Caroline Joyeux

Personal information
- Born: 26 March 2001 (age 25)

Sport
- Sport: Athletics
- Event: Triple jump

Achievements and titles
- Personal bests: Triple jump: 14.45m (Essen, 2025)

= Caroline Joyeux =

German triple jumper (born 2001)

Caroline Joyeux (born 26 March 2001) is a German triple jumper. She won the German Athletics Championships and European Team Championships First Division in 2025, and placed tenth representing Germany at the 2025 World Athletics Championships.

==Biography==
From Berlin, she is a member of LG Nord Berlin having joined the club at the age of 8 years-old. In 2018, at the age of 17 years-old she became German U18 champion in the triple jump. The following year she won the German U20 Indoor Championships with a new personal best jump of 12.99 meters.

She transitioned to the senior ranks, placing sixth in the final of the German Indoor Championships in 2021. She placed fifth at the 2021 European Athletics U23 Championships in Tallinn.

She jumped a personal best of 14.45 metres in Essen in June 2025. Later that month, she jumped 14.42 metres to win the triple jump on her senior international debut for Germany at the 2025 European Athletics Team Championships First Division in Madrid. In August, she jumped 14.24 metres to win ahead of Kira Wittmann at the German Championships in August 2025 in Dresden. In September 2025, she competed at the 2025 World Championships in Tokyo, Japan, qualifying for the final and placing tenth overall.

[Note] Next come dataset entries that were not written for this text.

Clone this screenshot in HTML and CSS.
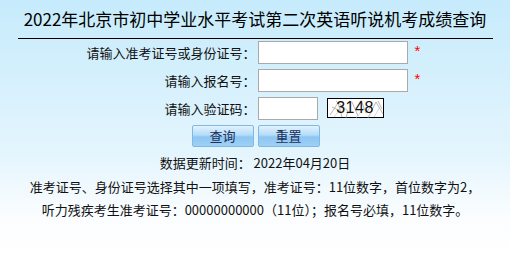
FILE: index.html
```html
<!DOCTYPE html>
<html lang="zh-CN">

<head>
    <meta charset="UTF-8">
    <title>2022年北京市初中学业水平考试第二次英语听说机考成绩查询</title>
    <link rel="stylesheet" href="styles.css">
</head>

<body>
    <div class="wrap">
        <h1 class="title">2022年北京市初中学业水平考试第二次英语听说机考成绩查询</h1>

        <form class="query" action="#" method="post">
            <label class="label" for="zkzh">请输入准考证号或身份证号：</label>
            <div class="field">
                <input type="text" id="zkzh" class="txt">
                <span class="req">*</span>
            </div>

            <label class="label" for="bmh">请输入报名号：</label>
            <div class="field">
                <input type="text" id="bmh" class="txt">
                <span class="req">*</span>
            </div>

            <label class="label" for="yzm">请输入验证码：</label>
            <div class="field">
                <input type="text" id="yzm" class="txt short">
                <div class="captcha">
                    <svg class="noise" width="57" height="20" viewBox="0 0 57 20">
                        <path d="M2 16 L10 4 L14 18 M8 2 L20 12 L18 19 M24 3 L30 17 M33 1 L38 14 L44 6 M40 19 L48 3 L55 15 M50 2 L54 10 M4 8 L12 12" stroke="#999" stroke-width="0.7" fill="none"/>
                        <path d="M6 18 L16 6 M28 19 L36 9 M46 18 L52 8" stroke="#bbb" stroke-width="0.6" fill="none"/>
                    </svg>
                    <span class="code">3148</span>
                </div>
            </div>

            <div class="label"></div>
            <div class="field btns">
                <button type="button" class="btn">查询</button>
                <button type="reset" class="btn">重置</button>
            </div>
        </form>

        <p class="update">数据更新时间： 2022年04月20日</p>

        <div class="notes">
            <p>准考证号、身份证号选择其中一项填写，准考证号：11位数字，首位数字为2，</p>
            <p>听力残疾考生准考证号：00000000000（11位）；报名号必填，11位数字。</p>
        </div>
    </div>
</body>

</html>
```

FILE: styles.css
```css
html, body {
    margin: 0;
    height: 100%;
}

body {
    background: linear-gradient(to bottom, #c6ebfc 0%, #e4f5fd 60%, #fbfdff 85%, #ffffff 100%);
    font-family: "Noto Sans CJK SC", "Liberation Sans", sans-serif;
    font-size: 13px;
    color: #111;
}

.wrap {
    width: 475px;
    margin: 0 auto;
}

.title {
    margin: 0;
    padding: 6px 0 6px;
    font-size: 17px;
    font-weight: normal;
    line-height: 26px;
    text-align: center;
    color: #000;
    border-bottom: 1px solid #000;
}

.query {
    display: grid;
    grid-template-columns: 240px 1fr;
    row-gap: 5px;
    margin-top: 2px;
}

.label {
    display: flex;
    align-items: center;
    justify-content: flex-end;
    padding-right: 2px;
    line-height: 18px;
}

.field {
    display: flex;
    align-items: center;
}

.txt {
    width: 150px;
    height: 23px;
    box-sizing: border-box;
    margin: 0;
    border: 1px solid #a9a9a9;
    background: #fff;
    padding: 0 3px;
}

.txt.short {
    width: 60px;
}

.req {
    color: #f00;
    margin-left: 7px;
    margin-top: -4px;
    font-family: "Liberation Sans", sans-serif;
    font-size: 15px;
    line-height: 15px;
}

.captcha {
    position: relative;
    width: 57px;
    height: 20px;
    margin-left: 9px;
    margin-top: -2px;
    box-sizing: border-box;
    border: 1px solid #000;
    background: #fff;
    display: flex;
    align-items: center;
    justify-content: center;
}

.noise {
    position: absolute;
    left: 0;
    top: 0;
}

.code {
    position: relative;
    font-family: "Liberation Sans", sans-serif;
    font-size: 16px;
    line-height: 18px;
    color: #111;
    letter-spacing: 0.5px;
}

.btns {
    gap: 4px;
    margin-left: -66px;
}

.btn {
    width: 62px;
    height: 22px;
    margin: 0;
    padding: 0;
    border: 1px solid #7fb8e6;
    border-radius: 2px;
    background: linear-gradient(to bottom, #e3f2fd 0%, #b5dcf8 45%, #8cc6f2 55%, #9fd0f5 100%);
    font-family: "Noto Sans CJK SC", sans-serif;
    font-size: 13px;
    line-height: 20px;
    color: #1d2f5a;
}

.update {
    margin: 5px 0 0;
    text-align: center;
    line-height: 22px;
}

.notes {
    margin-top: 1px;
    text-align: center;
}

.notes p {
    margin: 0;
    line-height: 23px;
}
```
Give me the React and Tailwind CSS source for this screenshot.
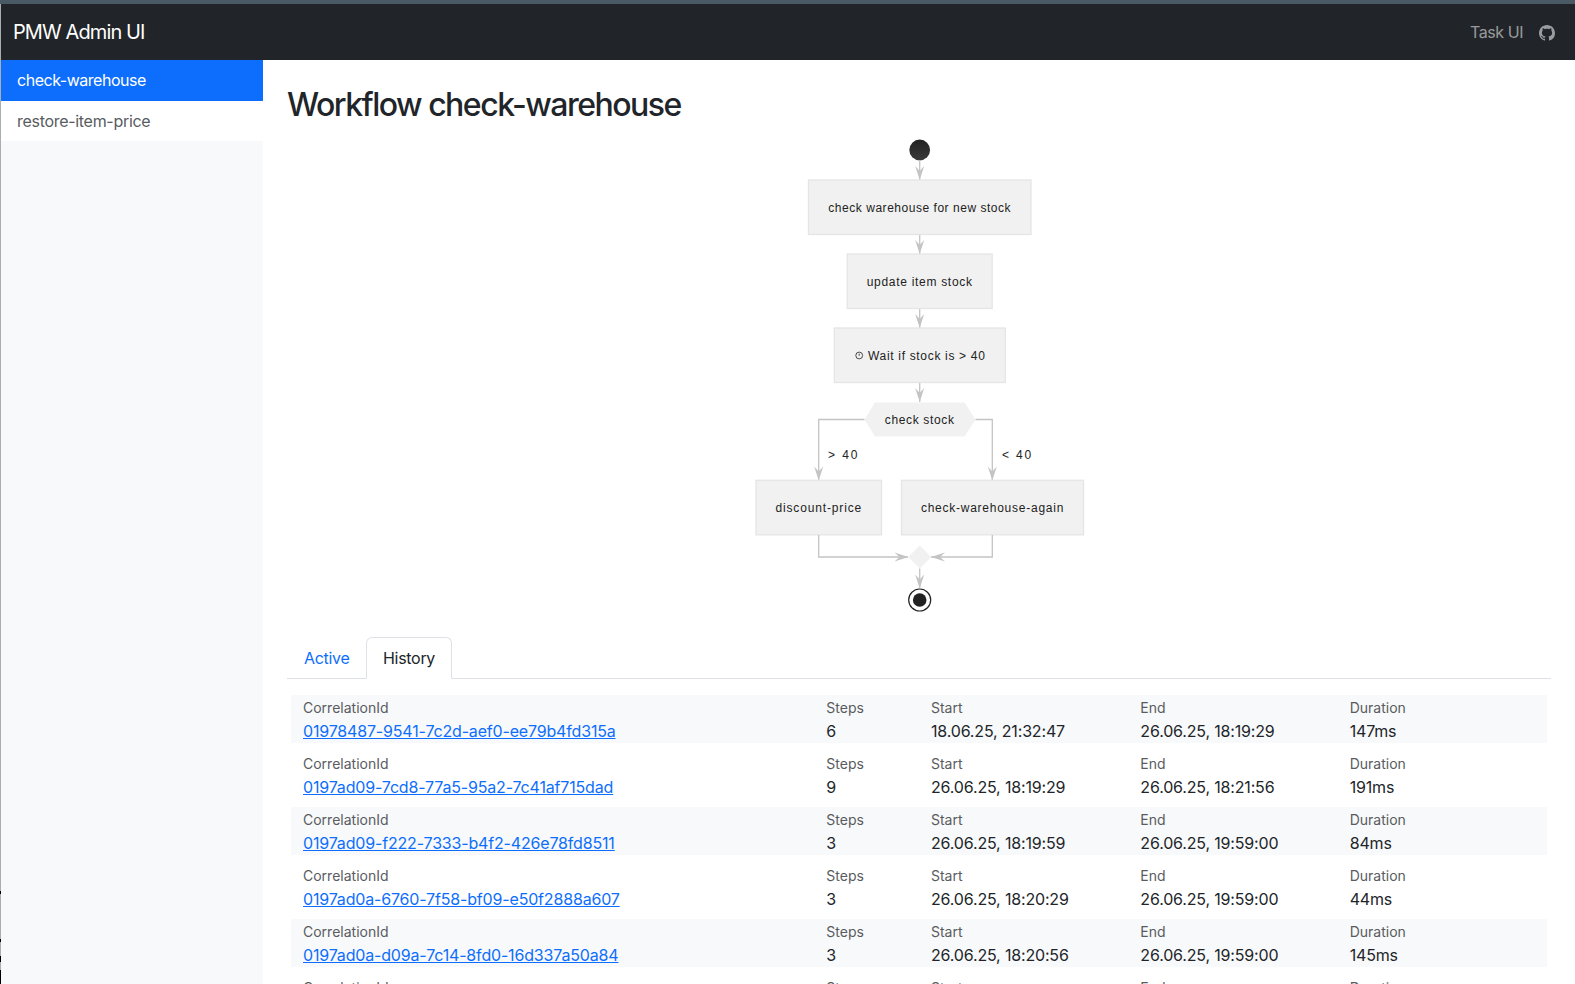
import React from "react";
import { BsGithub } from "react-icons/bs";

const rows = [
  ["01978487-9541-7c2d-aef0-ee79b4fd315a", "6", "18.06.25, 21:32:47", "26.06.25, 18:19:29", "147ms"],
  ["0197ad09-7cd8-77a5-95a2-7c41af715dad", "9", "26.06.25, 18:19:29", "26.06.25, 18:21:56", "191ms"],
  ["0197ad09-f222-7333-b4f2-426e78fd8511", "3", "26.06.25, 18:19:59", "26.06.25, 19:59:00", "84ms"],
  ["0197ad0a-6760-7f58-bf09-e50f2888a607", "3", "26.06.25, 18:20:29", "26.06.25, 19:59:00", "44ms"],
  ["0197ad0a-d09a-7c14-8fd0-16d337a50a84", "3", "26.06.25, 18:20:56", "26.06.25, 19:59:00", "145ms"],
  ["0197ad0b-3a11-7e02-9c55-2b7f1a90c3de", "3", "26.06.25, 18:21:26", "26.06.25, 19:59:00", "96ms"],
];

function Cell({ label, span, children }) {
  return (
    <div className={`${span} px-3 pt-[2px]`}>
      <div className="mb-px text-[14px] leading-[21px] text-[#595c5f]">{label}</div>
      <div className="text-[16px] leading-[24px] tracking-[-0.17px] text-[#212529]">{children}</div>
    </div>
  );
}

const FONT = "'Liberation Sans', Arial, sans-serif";

function Label({ x, y, ls = 0.72, anchor = "start", children }) {
  return (
    <text x={x} y={y} textAnchor={anchor} fontSize="12" letterSpacing={ls} fill="#222" fontFamily={FONT}>
      {children}
    </text>
  );
}

function Box({ x, y, w, h = 54.5, ls, text }) {
  return (
    <g>
      <rect x={x} y={y} width={w} height={h} fill="#f1f1f1" stroke="#e5e5e5" strokeWidth="1.3" />
      <Label x={x + w / 2} y={y + h / 2 + 4.3} ls={ls} anchor="middle">{text}</Label>
    </g>
  );
}

function Arrow({ x, y, dir = "down" }) {
  const pts = {
    down: `${x},${y} ${x - 4.5},${y - 14} ${x},${y - 9} ${x + 4.5},${y - 14}`,
    right: `${x},${y} ${x - 14},${y - 4.5} ${x - 9},${y} ${x - 14},${y + 4.5}`,
    left: `${x},${y} ${x + 14},${y - 4.5} ${x + 9},${y} ${x + 14},${y + 4.5}`,
  }[dir];
  return <polygon points={pts} fill="#c4c4c4" />;
}

function Diagram() {
  const line = { fill: "none", stroke: "#c4c4c4", strokeWidth: 1.3 };
  return (
    <svg width="340" height="480" viewBox="749 135 340 480" className="block mx-auto">
      <defs>
        <linearGradient id="startFill" x1="0" y1="0" x2="0" y2="1">
          <stop offset="0" stopColor="#222" />
          <stop offset="1" stopColor="#3a3a3a" />
        </linearGradient>
      </defs>
      <circle cx="919.7" cy="150" r="10.4" fill="url(#startFill)" />
      <path d="M919.7 160V180M919.7 234V254M919.7 308V328M919.7 382V402" {...line} />
      <Arrow x={919.7} y={180} />
      <Arrow x={919.7} y={254} />
      <Arrow x={919.7} y={328} />
      <Arrow x={919.7} y={402} />
      <Box x={808.5} y={180} w={222.5} ls={0.53} text="check warehouse for new stock" />
      <Box x={847.2} y={254} w={145} ls={0.7} text="update item stock" />
      <rect x={834.3} y={328} width={171} height={54.5} fill="#f1f1f1" stroke="#e5e5e5" strokeWidth="1.3" />
      <g stroke="#222" strokeWidth="0.8" fill="none">
        <circle cx="859.2" cy="355.5" r="3.4" />
        <path d="M859.2 353.6V355.8" />
      </g>
      <Label x={868} y={359.8} ls={0.68}>Wait if stock is &gt; 40</Label>
      <polygon points="864.5,419.5 875,402.5 964.5,402.5 975.5,419.5 964.5,436.5 875,436.5" fill="#f1f1f1" />
      <Label x={919.7} y={423.8} ls={0.65} anchor="middle">check stock</Label>
      <path d="M864.5 419.5H818.7V480M975.5 419.5H992.3V480" {...line} />
      <Arrow x={818.7} y={480.5} />
      <Arrow x={992.3} y={480.5} />
      <Label x={828} y={459.3} ls={1.9}>&gt; 40</Label>
      <Label x={1002} y={459.3} ls={1.8}>&lt; 40</Label>
      <Box x={756} y={480.3} w={125.5} ls={0.85} text="discount-price" />
      <Box x={901.5} y={480.3} w={182} ls={0.75} text="check-warehouse-again" />
      <path d="M818.7 535V557H908M992.3 535V557H931" {...line} />
      <Arrow x={908.5} y={557} dir="right" />
      <Arrow x={931} y={557} dir="left" />
      <polygon points="919.7,545.5 931.2,557 919.7,568.5 908.2,557" fill="#f1f1f1" />
      <path d="M919.7 568.5V588" {...line} />
      <Arrow x={919.7} y={588.5} />
      <circle cx="919.7" cy="600" r="11" fill="#fff" stroke="#222" strokeWidth="1.2" />
      <circle cx="919.7" cy="600" r="6.8" fill="#222" />
    </svg>
  );
}

export default function App() {
  return (
    <div className="flex h-screen flex-col overflow-hidden bg-white font-['Inter',sans-serif] text-[16px] text-[#212529]">
      <div className="h-1 shrink-0 bg-[#4a5a64]" />
      <div className="flex min-h-0 flex-1">
        <div className="relative w-px shrink-0 bg-[#a9aeb1]">
          <div className="absolute left-0 top-[887px] h-[3px] w-px bg-black" />
          <div className="absolute left-0 top-[935px] h-[3px] w-px bg-black" />
          <div className="absolute left-0 top-[952px] h-[6px] w-px bg-black" />
          <div className="absolute left-0 top-[966px] h-[14px] w-px bg-black" />
        </div>
        <div className="flex min-h-0 min-w-0 flex-1 flex-col">
          <header className="flex h-14 shrink-0 items-center justify-between bg-[#212529] pl-3 pr-5">
            <a className="text-[20px] leading-[30px] tracking-[-0.9px] text-white">PMW Admin UI</a>
            <div className="flex items-center gap-4 text-[rgba(255,255,255,0.55)]">
              <span className="leading-6 tracking-[-0.45px]">Task UI</span>
              <BsGithub size={16} className="mt-0.5" />
            </div>
          </header>
          <div className="flex min-h-0 flex-1">
            <aside className="w-[262px] shrink-0 bg-[#f8f9fa]">
              <div className="h-[41px] bg-[#0d6efd] px-4 py-2 leading-6 tracking-[-0.47px] text-white">check-warehouse</div>
              <div className="h-10 bg-white px-4 py-2 leading-6 tracking-[-0.3px] text-[#595c5f]">restore-item-price</div>
            </aside>
            <main className="min-w-0 flex-1 overflow-hidden px-6 pt-[25px]">
              <h1 className="h-[40px] text-[32px] font-medium leading-[40px] tracking-[-1.5px] text-[#212529]">Workflow check-warehouse</h1>
              <div className="mt-[10px]">
                <Diagram />
              </div>
              <nav className="mt-[22px] flex h-[42px] border-b border-[#dee2e6] pl-px">
                <a className="h-[41px] px-4 pb-2 pt-[9px] leading-6 tracking-[-0.3px] text-[#0d6efd]">Active</a>
                <a className="h-[42px] w-[86px] rounded-t-md border border-[#dee2e6] border-b-white bg-white py-2 pl-[16.5px] leading-6 tracking-[-0.3px] text-[#212529]">History</a>
              </nav>
              <div className="mt-4 flex flex-col gap-2 px-1">
                {rows.map((r, i) => (
                  <div key={r[0]} className={`grid h-12 grid-cols-12 ${i % 2 === 0 ? "bg-[#f8f9fa]" : "bg-white"}`}>
                    <Cell label="CorrelationId" span="col-span-5">
                      <a className="text-[#0d6efd] underline">{r[0]}</a>
                    </Cell>
                    <Cell label="Steps" span="col-span-1">{r[1]}</Cell>
                    <Cell label="Start" span="col-span-2">{r[2]}</Cell>
                    <Cell label="End" span="col-span-2">{r[3]}</Cell>
                    <Cell label="Duration" span="col-span-2">{r[4]}</Cell>
                  </div>
                ))}
              </div>
            </main>
          </div>
        </div>
      </div>
    </div>
  );
}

Joyeaux was runner-up to Kira Wittmann at the German Indoor Championships on 28 February 2026. In August 2026, she competed at the 2026 European Athletics Championships in Birmingham, England.

==Personal life==
In 2020 she met pole vaulter EJ Obiena at a training camp in Italy with the pair starting a relationship. She attended the 2024 Olympic Games to support him competing for the Philippines.